* **Input data**:
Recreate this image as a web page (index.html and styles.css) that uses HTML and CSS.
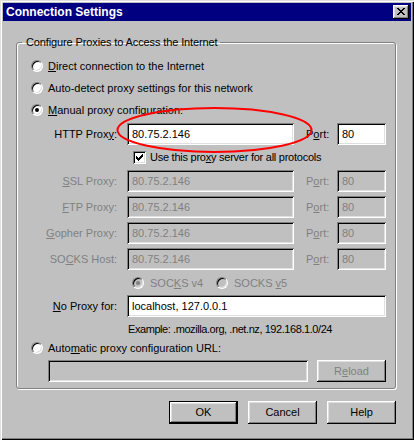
FILE: index.html
```html
<!DOCTYPE html>
<html>
<head>
<meta charset="utf-8">
<title>Connection Settings</title>
<link rel="stylesheet" href="styles.css">
</head>
<body>
<div class="window">
  <div class="titlebar">
    <span class="title">Connection Settings</span>
    <span class="close">
      <svg width="8" height="7" viewBox="0 0 8 7" shape-rendering="crispEdges"><path d="M0 0h2v1h-2zM6 0h2v1h-2zM1 1h2v1h-2zM5 1h2v1h-2zM2 2h4v1h-4zM3 3h2v1h-2zM2 4h4v1h-4zM1 5h2v1h-2zM5 5h2v1h-2zM0 6h2v1h-2zM6 6h2v1h-2z" fill="#000"/></svg>
    </span>
  </div>
  <div class="content">
    <fieldset class="group">
      <legend>Configure Proxies to Access the Internet</legend>
      <div class="opt"><span class="radio"></span><span><u>D</u>irect connection to the Internet</span></div>
      <div class="opt"><span class="radio"></span><span>Auto-detect proxy settings for this network</span></div>
      <div class="opt"><span class="radio checked"></span><span><u>M</u>anual proxy configuration:</span></div>

      <div class="prow first">
        <span class="lbl">HTTP Prox<u>y</u>:</span>
        <span class="field">80.75.2.146</span>
        <span class="plbl">P<u>o</u>rt:</span>
        <span class="field">80</span>
      </div>
      <div class="chkrow"><span class="check"><svg width="7" height="7" viewBox="0 0 7 7" shape-rendering="crispEdges"><path d="M6 0h1v1h-1zM5 1h2v1h-2zM0 2h1v1h-1zM4 2h3v1h-3zM0 3h2v1h-2zM3 3h3v1h-3zM0 4h5v1h-5zM1 5h3v1h-3zM2 6h1v1h-1z" fill="#000"/></svg></span><span class="usetext">Use this pro<u>x</u>y server for all protocols</span></div>
      <div class="prow dis">
        <span class="lbl"><u>S</u>SL Proxy:</span>
        <span class="field off">80.75.2.146</span>
        <span class="plbl">P<u>o</u>rt:</span>
        <span class="field off">80</span>
      </div>
      <div class="prow dis next">
        <span class="lbl"><u>F</u>TP Proxy:</span>
        <span class="field off">80.75.2.146</span>
        <span class="plbl">P<u>o</u>rt:</span>
        <span class="field off">80</span>
      </div>
      <div class="prow dis next">
        <span class="lbl"><u>G</u>opher Proxy:</span>
        <span class="field off">80.75.2.146</span>
        <span class="plbl">P<u>o</u>rt:</span>
        <span class="field off">80</span>
      </div>
      <div class="prow dis next">
        <span class="lbl">SO<u>C</u>KS Host:</span>
        <span class="field off">80.75.2.146</span>
        <span class="plbl">P<u>o</u>rt:</span>
        <span class="field off">80</span>
      </div>
      <div class="socks">
        <span class="sopt v4"><span class="radio off checked"></span><span>SOC<u>K</u>S v4</span></span>
        <span class="sopt"><span class="radio off"></span><span>SOCKS <u>v</u>5</span></span>
      </div>
      <div class="nrow">
        <span class="lbl"><u>N</u>o Proxy for:</span>
        <span class="field">localhost, 127.0.0.1</span>
      </div>
      <div class="example">Example: .mozilla.org, .net.nz, 192.168.1.0/24</div>
      <div class="opt auto"><span class="radio"></span><span>Auto<u>m</u>atic proxy configuration URL:</span></div>
      <div class="urlrow">
        <span class="field url"></span>
        <span class="btn reload">R<u>e</u>load</span>
      </div>
    </fieldset>
    <div class="buttons">
      <span class="btn default">OK</span>
      <span class="btn">Cancel</span>
      <span class="btn">Help</span>
    </div>
  </div>
  <svg class="mark" width="414" height="440" viewBox="0 0 414 440"><ellipse cx="214.5" cy="130" rx="97" ry="22" fill="none" stroke="#ff0000" stroke-width="2"/></svg>
</div>
</body>
</html>
```
FILE: styles.css
```css
* { box-sizing: border-box; }
html, body { margin: 0; padding: 0; }
body {
  font-family: "Liberation Sans", Arial, sans-serif;
  font-size: 11px;
  line-height: 13px;
  color: #000;
  background: #c0c0c0;
}
u { text-decoration: underline; text-underline-offset: 1px; }

.window {
  position: relative;
  width: 414px;
  height: 440px;
  padding: 3px;
  background: #c0c0c0;
  box-shadow: inset 1px 1px 0 #dfdfdf, inset 2px 2px 0 #fff, inset -1px -1px 0 #000, inset -2px -2px 0 #808080;
  display: flex;
  flex-direction: column;
}

.titlebar {
  height: 18px;
  background: #000080;
  color: #fff;
  font-weight: bold;
  font-size: 12px;
  display: flex;
  align-items: center;
  justify-content: space-between;
  padding: 0 2px 0 3px;
}
.close {
  width: 16px;
  height: 14px;
  background: #c0c0c0;
  box-shadow: inset -1px -1px #000, inset 1px 1px #fff, inset -2px -2px #808080, inset 2px 2px #dfdfdf;
  display: flex;
  align-items: center;
  justify-content: center;
  padding-bottom: 1px;
}
.close svg { display: block; }

.content { padding: 0 15px 0 13px; }

.group {
  margin: 15px 0 0 0;
  padding: 6px 8px 6px 14px;
  border: 1px solid #808080;
  border-radius: 3px;
  box-shadow: inset 1px 1px #fff, 1px 1px #fff;
  min-width: 0;
}
.group legend {
  padding: 0 3px 0 4px;
  margin-left: -9px;
  line-height: 13px;
  letter-spacing: -0.12px;
}

.opt {
  display: flex;
  align-items: center;
  gap: 5px;
  height: 22px;
  white-space: nowrap;
}
.opt.auto { height: 20px; }

.radio {
  position: relative;
  flex: none;
  width: 12px;
  height: 12px;
  border-radius: 50%;
  border: 1px solid;
  border-color: #808080 #fff #fff #808080;
  background: #fff;
  box-shadow: inset 1px 1px #000, inset -1px -1px #dfdfdf;
}
.radio.checked::after {
  content: "";
  position: absolute;
  left: 3px;
  top: 3px;
  width: 4px;
  height: 4px;
  border-radius: 50%;
  background: #000;
}
.radio.off { background: #c0c0c0; }
.radio.off.checked::after { background: #808080; }

.prow {
  display: grid;
  grid-template-columns: 96px 167px 43px 49px;
  align-items: center;
  height: 22px;
  white-space: nowrap;
}
.prow.first { margin-top: 2px; }
.prow.next { margin-top: 4px; }
.lbl { text-align: right; padding-right: 10px; }
.plbl { padding-left: 12px; }
.dis .lbl, .dis .plbl { color: #808080; }

.field {
  height: 22px;
  display: flex;
  align-items: center;
  padding: 0 5px;
  background: #fff;
  box-shadow: inset 1px 1px #808080, inset -1px -1px #fff, inset 2px 2px #000, inset -2px -2px #dfdfdf;
  white-space: nowrap;
  overflow: hidden;
}
.field.off { background: #c0c0c0; color: #808080; }

.chkrow {
  display: flex;
  align-items: center;
  gap: 4px;
  height: 25px;
  padding-left: 102px;
  white-space: nowrap;
}
.usetext { letter-spacing: -0.25px; }
.check {
  flex: none;
  width: 13px;
  height: 13px;
  background: #fff;
  box-shadow: inset 1px 1px #808080, inset -1px -1px #fff, inset 2px 2px #000, inset -2px -2px #dfdfdf;
  display: flex;
  align-items: center;
  justify-content: center;
}
.check svg { display: block; }

.socks {
  display: flex;
  align-items: center;
  height: 22px;
  margin-top: 2px;
  padding-left: 101px;
  color: #808080;
  white-space: nowrap;
}
.sopt { display: flex; align-items: center; gap: 6px; }
.sopt.v4 { width: 84px; }

.nrow {
  display: grid;
  grid-template-columns: 96px 259px;
  align-items: center;
  height: 22px;
  margin-top: 1px;
  white-space: nowrap;
}

.example {
  height: 18px;
  margin-top: 3px;
  padding-left: 97px;
  display: flex;
  align-items: center;
  white-space: nowrap;
  letter-spacing: -0.43px;
}

.urlrow {
  display: flex;
  align-items: center;
  gap: 9px;
  margin-top: 2px;
  padding-left: 17px;
}
.field.url { width: 260px; background: #c0c0c0; }

.btn {
  width: 69px;
  height: 23px;
  display: flex;
  align-items: center;
  justify-content: center;
  background: #c0c0c0;
  box-shadow: inset -1px -1px #000, inset 1px 1px #fff, inset -2px -2px #808080, inset 2px 2px #dfdfdf;
}
.btn.default { border: 1px solid #000; }
.btn.reload { height: 22px; color: #808080; }

.buttons {
  display: flex;
  justify-content: flex-end;
  gap: 10px;
  margin-top: 12px;
}

.mark {
  position: absolute;
  left: 0;
  top: 0;
  pointer-events: none;
}
```
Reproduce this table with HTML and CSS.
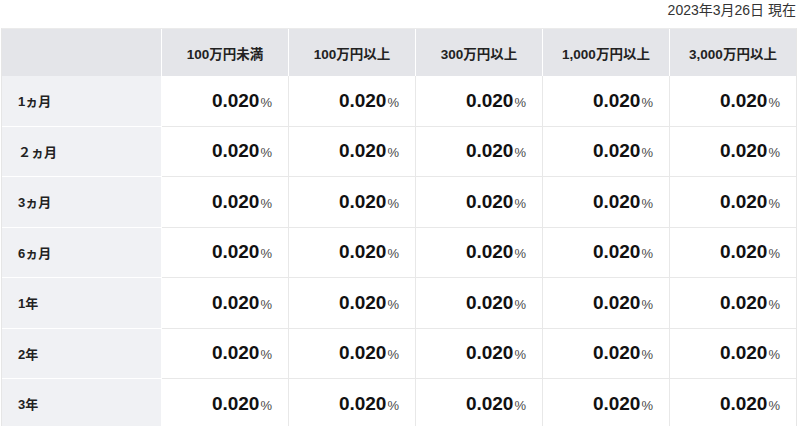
FILE: index.html
```html
<!DOCTYPE html>
<html lang="ja">
<head>
<meta charset="utf-8">
<link rel="stylesheet" href="styles.css">
</head>
<body>
<div class="wrap">
  <p class="date">2023年3月26日 現在</p>
  <table class="rates">
    <thead>
      <tr>
        <th class="corner"></th>
        <th>100万円未満</th>
        <th>100万円以上</th>
        <th>300万円以上</th>
        <th>1,000万円以上</th>
        <th>3,000万円以上</th>
      </tr>
    </thead>
    <tbody>
      <tr><th class="term">1ヵ月</th><td><b>0.020</b><span>%</span></td><td><b>0.020</b><span>%</span></td><td><b>0.020</b><span>%</span></td><td><b>0.020</b><span>%</span></td><td><b>0.020</b><span>%</span></td></tr>
      <tr><th class="term">２ヵ月</th><td><b>0.020</b><span>%</span></td><td><b>0.020</b><span>%</span></td><td><b>0.020</b><span>%</span></td><td><b>0.020</b><span>%</span></td><td><b>0.020</b><span>%</span></td></tr>
      <tr><th class="term">3ヵ月</th><td><b>0.020</b><span>%</span></td><td><b>0.020</b><span>%</span></td><td><b>0.020</b><span>%</span></td><td><b>0.020</b><span>%</span></td><td><b>0.020</b><span>%</span></td></tr>
      <tr><th class="term">6ヵ月</th><td><b>0.020</b><span>%</span></td><td><b>0.020</b><span>%</span></td><td><b>0.020</b><span>%</span></td><td><b>0.020</b><span>%</span></td><td><b>0.020</b><span>%</span></td></tr>
      <tr><th class="term">1年</th><td><b>0.020</b><span>%</span></td><td><b>0.020</b><span>%</span></td><td><b>0.020</b><span>%</span></td><td><b>0.020</b><span>%</span></td><td><b>0.020</b><span>%</span></td></tr>
      <tr><th class="term">2年</th><td><b>0.020</b><span>%</span></td><td><b>0.020</b><span>%</span></td><td><b>0.020</b><span>%</span></td><td><b>0.020</b><span>%</span></td><td><b>0.020</b><span>%</span></td></tr>
      <tr><th class="term">3年</th><td><b>0.020</b><span>%</span></td><td><b>0.020</b><span>%</span></td><td><b>0.020</b><span>%</span></td><td><b>0.020</b><span>%</span></td><td><b>0.020</b><span>%</span></td></tr>
    </tbody>
  </table>
</div>
</body>
</html>
```

FILE: styles.css
```css
html, body {
  margin: 0;
  padding: 0;
  background: #ffffff;
}
body {
  font-family: "Liberation Sans", "Noto Sans CJK JP", sans-serif;
  color: #222222;
}
.wrap {
  width: 796px;
  padding-left: 1px;
}
.date {
  margin: 0;
  height: 28px;
  padding-top: 1px;
  box-sizing: border-box;
  text-align: right;
  font-size: 14px;
  line-height: 18px;
  color: #333333;
  padding-right: 1px;
}
.rates {
  border-collapse: separate;
  border-spacing: 0;
  table-layout: fixed;
  width: 796px;
  border-top: 1px solid #ebebeb;
  border-left: 1px solid #e6e6e6;
  border-right: 1px solid #e6e6e6;
}
.rates th, .rates td {
  padding: 0;
}
.rates thead th {
  height: 47px;
  background: #e4e5e9;
  font-size: 13.5px;
  font-weight: bold;
  text-align: center;
  color: #222222;
  border-right: 1px solid #ffffff;
  width: 126px;
}
.rates thead th:last-child {
  border-right: none;
}
.rates thead th.corner {
  width: 159px;
}
.rates tbody th.term {
  background: #f0f1f4;
  text-align: left;
  padding-left: 16px;
  font-size: 13px;
  font-weight: bold;
  border-right: 1px solid #ffffff;
  border-bottom: 1px solid #ffffff;
  height: 49.5px;
}
.rates td {
  text-align: right;
  padding-right: 16px;
  border-right: 1px solid #e8e8e8;
  border-bottom: 1px solid #e8e8e8;
  height: 49.5px;
}
.rates td:last-child {
  border-right: none;
}
.rates td b {
  font-size: 19px;
  font-weight: bold;
  color: #111111;
}
.rates td span {
  font-size: 13px;
  color: #4a4a4a;
  margin-left: 1px;
}
```
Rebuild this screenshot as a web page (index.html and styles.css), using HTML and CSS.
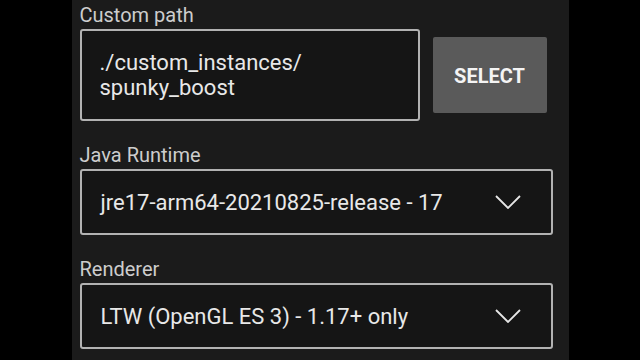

* **Stated exercise**: Your answer should be a single number: how many lines of the material contain the word "index".

* **Written solution**: 4